Mark dips, sprinkle soil, and rescreed only those strips. Keeping repairs small keeps the bed surface steady and avoids loosening the whole top layer again.

Working On A Slope Without Losing Soil Downhill

Sloped yards can still hold flat planting strips. The trick is to slow water and keep each bed short across the slope.

Set Beds Across The Slope

Turn beds so their long side runs across the slope, not down it. This reduces the distance water can run in one shot.

Build A Low Berm On The Downhill Edge

As you move soil, keep a modest ridge along the downhill edge. It catches loose soil during rain and keeps your finish grade from creeping downhill over time.

Mulch After Plants Set

After seedlings are up or transplants settle, apply mulch to soften raindrop impact and reduce surface crusting.

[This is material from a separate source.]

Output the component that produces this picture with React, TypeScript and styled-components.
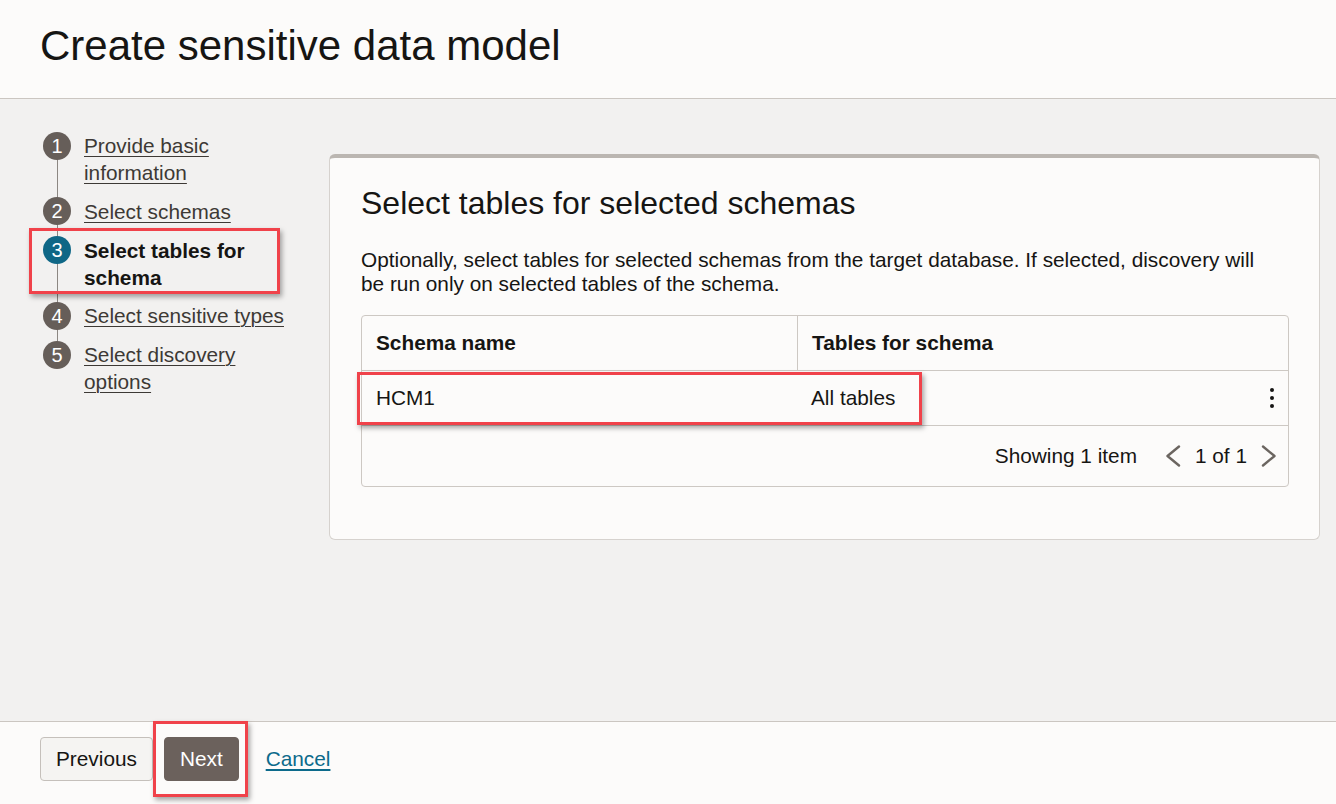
import React from "react";
import styled, { createGlobalStyle } from "styled-components";

const GlobalStyle = createGlobalStyle`
  html, body { margin: 0; padding: 0; }
  body {
    font-family: "Liberation Sans", Arial, sans-serif;
    color: #161513;
    background: #f2f1f0;
  }
  * { box-sizing: border-box; }
`;

const Page = styled.div`
  display: flex;
  flex-direction: column;
  height: 804px;
  background: #f2f1f0;
`;

const Header = styled.header`
  flex: none;
  height: 99px;
  padding: 21px 0 0 40px;
  background: #fcfbfa;
  border-bottom: 1px solid #cbc6c1;
`;

const Title = styled.h1`
  margin: 0;
  font-size: 42px;
  line-height: 50px;
  font-weight: 400;
  color: #161513;
`;

const Main = styled.main`
  flex: 1;
  display: flex;
  align-items: flex-start;
  gap: 30px;
  padding: 33px 16px 0 43px;
`;

const StepList = styled.ol`
  position: relative;
  list-style: none;
  margin: 0;
  padding: 0;
  width: 256px;
  flex: none;
  display: flex;
  flex-direction: column;
  gap: 11.5px;

  &::before {
    content: "";
    position: absolute;
    left: 13.5px;
    top: 14px;
    bottom: 40px;
    width: 1px;
    background: #8c8782;
  }
`;

const Step = styled.li`
  position: relative;
  display: flex;
  align-items: flex-start;
  gap: 13px;
`;

const Badge = styled.span<{ $active?: boolean }>`
  position: relative;
  flex: none;
  width: 28px;
  height: 28px;
  margin-top: -0.5px;
  border-radius: 50%;
  background: ${(p) => (p.$active ? "#0f6786" : "#665e59")};
  color: #ffffff;
  font-size: 20px;
  line-height: 28px;
  text-align: center;
`;

const StepLabel = styled.a<{ $active?: boolean }>`
  font-size: 20.8px;
  line-height: 27px;
  color: ${(p) => (p.$active ? "#161513" : "#3d3935")};
  font-weight: ${(p) => (p.$active ? 700 : 400)};
  text-decoration: ${(p) => (p.$active ? "none" : "underline")};
  text-underline-offset: 3px;
  text-decoration-thickness: 1px;
  cursor: pointer;
`;

const Highlight = styled.div<{ $top: number; $left: number; $w: number; $h: number }>`
  position: absolute;
  top: ${(p) => p.$top}px;
  left: ${(p) => p.$left}px;
  width: ${(p) => p.$w}px;
  height: ${(p) => p.$h}px;
  border: 3.5px solid #f0424a;
  box-shadow: 2px 3px 5px rgba(0, 0, 0, 0.35);
  pointer-events: none;
  z-index: 2;
`;

const Card = styled.section`
  flex: 1;
  margin-top: 22px;
  background: #fcfbfa;
  border: 1px solid #d6d2ce;
  border-top: 4px solid #bbb6b1;
  border-radius: 6px;
  padding: 26px 30px 52px 31px;
`;

const CardTitle = styled.h2`
  margin: 0;
  font-size: 32px;
  line-height: 38.4px;
  font-weight: 400;
`;

const Description = styled.p`
  max-width: 910px;
  margin: 26px 0 19px;
  font-size: 20.8px;
  line-height: 24px;
`;

const Table = styled.div`
  border: 1px solid #cdc8c3;
  border-radius: 4px;
  font-size: 20.8px;
  line-height: 24px;
`;

const HeaderRow = styled.div`
  display: grid;
  grid-template-columns: 435px 1fr;
  height: 55px;
  border-bottom: 1px solid #cdc8c3;
`;

const HeaderCell = styled.div<{ $divider?: boolean }>`
  display: flex;
  align-items: center;
  padding: 0 14px;
  font-weight: 700;
  border-left: ${(p) => (p.$divider ? "1px solid #cdc8c3" : "none")};
`;

const DataRow = styled.div`
  position: relative;
  display: grid;
  grid-template-columns: 435px 1fr auto;
  height: 55px;
  border-bottom: 1px solid #cdc8c3;
`;

const Cell = styled.div`
  display: flex;
  align-items: center;
  padding: 0 14px;
`;

const KebabCell = styled.div`
  display: flex;
  align-items: center;
  padding: 0 14px 0 0;
`;

const TableFooter = styled.div`
  height: 60px;
  display: flex;
  align-items: center;
  justify-content: flex-end;
  gap: 28px;
  padding: 0 11px 0 0;
`;

const Pager = styled.div`
  display: flex;
  align-items: center;
  gap: 14px;
`;

const Footer = styled.footer`
  flex: none;
  height: 83px;
  display: flex;
  align-items: flex-start;
  gap: 11px;
  padding: 15px 0 0 40px;
  background: #fcfbfa;
  border-top: 1px solid #cbc6c1;
`;

const Button = styled.button<{ $primary?: boolean }>`
  height: 44px;
  padding: 0 15px;
  border-radius: 4px;
  font-family: "Liberation Sans", Arial, sans-serif;
  font-size: 20.8px;
  border: 1px solid ${(p) => (p.$primary ? "#6b615c" : "#c5c0bb")};
  background: ${(p) => (p.$primary ? "#6b615c" : "#f5f4f2")};
  color: ${(p) => (p.$primary ? "#ffffff" : "#161513")};
  cursor: pointer;
`;

const ButtonWrap = styled.span`
  position: relative;
  display: inline-flex;
`;

const CancelLink = styled.a`
  margin-left: 16px;
  font-size: 20.8px;
  line-height: 44px;
  color: #0c6a8b;
  text-decoration: underline;
  text-underline-offset: 3px;
  cursor: pointer;
`;

const Chevron = ({ dir }: { dir: "left" | "right" }) => (
  <svg width="16" height="22" viewBox="0 0 16 22" aria-hidden="true">
    <polyline
      points={dir === "left" ? "14,1.5 2.5,11 14,20.5" : "2,1.5 13.5,11 2,20.5"}
      fill="none"
      stroke="#6b6560"
      strokeWidth="2.4"
      strokeLinecap="round"
      strokeLinejoin="round"
    />
  </svg>
);

const Kebab = () => (
  <svg width="4" height="20" viewBox="0 0 4 20" aria-hidden="true">
    <circle cx="2" cy="2" r="2" fill="#161513" />
    <circle cx="2" cy="10" r="2" fill="#161513" />
    <circle cx="2" cy="18" r="2" fill="#161513" />
  </svg>
);

const steps = [
  { n: 1, label: "Provide basic information" },
  { n: 2, label: "Select schemas" },
  { n: 3, label: "Select tables for schema", active: true },
  { n: 4, label: "Select sensitive types" },
  { n: 5, label: "Select discovery options" },
];

export default function App() {
  return (
    <>
      <GlobalStyle />
      <Page>
        <Header>
          <Title>Create sensitive data model</Title>
        </Header>
        <Main>
          <StepList>
            {steps.map((s) => (
              <Step key={s.n}>
                <Badge $active={s.active}>{s.n}</Badge>
                <StepLabel $active={s.active}>{s.label}</StepLabel>
                {s.active && <Highlight $top={-9} $left={-14} $w={251} $h={66} />}
              </Step>
            ))}
          </StepList>
          <Card>
            <CardTitle>Select tables for selected schemas</CardTitle>
            <Description>
              Optionally, select tables for selected schemas from the target database. If selected,
              discovery will be run only on selected tables of the schema.
            </Description>
            <Table>
              <HeaderRow>
                <HeaderCell>Schema name</HeaderCell>
                <HeaderCell $divider>Tables for schema</HeaderCell>
              </HeaderRow>
              <DataRow>
                <Cell>HCM1</Cell>
                <Cell>All tables</Cell>
                <KebabCell>
                  <Kebab />
                </KebabCell>
                <Highlight $top={1} $left={-5} $w={565} $h={53} />
              </DataRow>
              <TableFooter>
                <span>Showing 1 item</span>
                <Pager>
                  <Chevron dir="left" />
                  <span>1 of 1</span>
                  <Chevron dir="right" />
                </Pager>
              </TableFooter>
            </Table>
          </Card>
        </Main>
        <Footer>
          <Button>Previous</Button>
          <ButtonWrap>
            <Button $primary>Next</Button>
            <Highlight $top={-16} $left={-11} $w={95} $h={76} />
          </ButtonWrap>
          <CancelLink>Cancel</CancelLink>
        </Footer>
      </Page>
    </>
  );
}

Keep mulch back from tiny stems so you do not bury them.

Troubleshooting After You Level

Use this table after the first watering or rain. It helps you spot the likely cause and pick a small fix that holds.

What You See What It Often Means Fix That Holds
Puddle in one spot Low pocket or crusted surface Loosen the top inch, add soil, rescreed
Water runs to one end Fall is steeper than planned Lift soil along the low end, reset string height
Seeds wash into a line Ridges guide water during watering Cross-rake, then mist water for early days
Surface crust feels hard Fine particles sealed after a hard wetting Lightly rake, add thin mulch after sprout
Board rocks after settling Hidden clod broke down later Fill dip with sifted soil, rescreed that strip
Footprints stay visible Soil still holds too much water Wait for crumble stage, then finish-rake
Plants look dry in patches Grade still shifts water distribution Touch up the surface, then adjust drip spacing

Common Mistakes That Create New Bumps

Most leveling trouble comes from a few habits that feel helpful in the moment.

Working When Soil Smears

If your rake leaves shiny streaks, stop. Smear dries into a firm layer that blocks water entry and makes the next rake pass harder.

Chasing Smooth With Heavy Stomping

Stomping can make a bed look tidy for a day, then water runs off and the surface cracks. If you need light firming for tiny seeds, press the top with the back of a rake and keep it gentle.

Adding Deep Piles Of Fill

Big piles settle unevenly. Add soil in thin lifts, blend it, then screed. You get fewer sink spots later.

A Finish Checklist Before Planting

Run this quick checklist before you sow or set transplants:

  • String line matches the finish height across the bed.
  • Straightedge shows no rocking across the main planting zone.
  • Top layer is crumbly, with clods broken to pea size or smaller.
  • Surface is lightly firmed so seeds do not sink after watering.
  • First watering is a gentle spray that soaks in without carving grooves.

Once you get a bed flat, upkeep is simple. Keep foot traffic off the planting zone, add compost on top between seasons, and do light rake work when moisture is right. Your next leveling pass will feel like a tune-up, not a rebuild.